Citi Bank’s analysts then came out with a technical view that “we have confirmed triple weekly momentum divergence on Gold and as a reminder, this is one of our favourite indicators to suggest that a trend (downtrend in this case) is running out of steam.”
In one foul swoop last night gold broke down through both it’s 100 and 200 Daily Moving Averages (DMA) as you can see from the first chart below (and while you’re at it, check out the volume on ‘that’ trade).
The triple they talk of is the convergence of the 200DMA, WMA and the 76.4% Fibonacci Retracement…

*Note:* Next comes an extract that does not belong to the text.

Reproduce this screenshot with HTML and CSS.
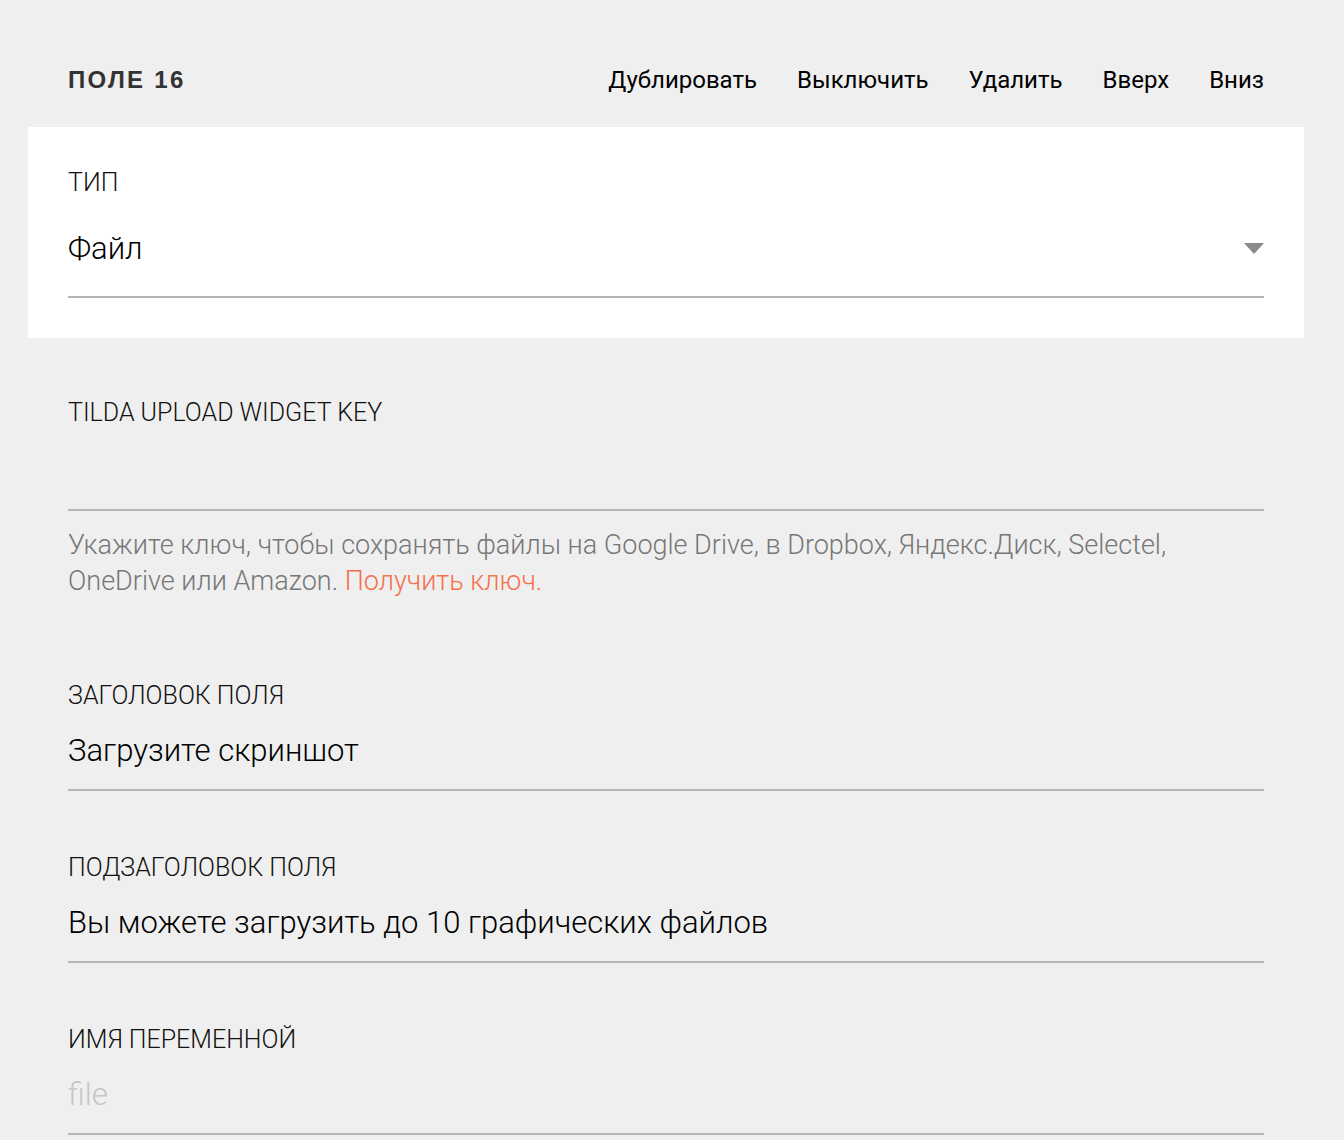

You will note too in this chart that the higher lows and higher highs trend is still intact which is technically an important sign that the bottom is still in and the upward trajectory (albeit 2 steps forward, 1 back at the moment) looks good.
As usual silver got taken for the ride on all of this but rebounded more strongely than gold. Those waiting to buy dips will be happy, but as the above suggests, each dip is getting higher.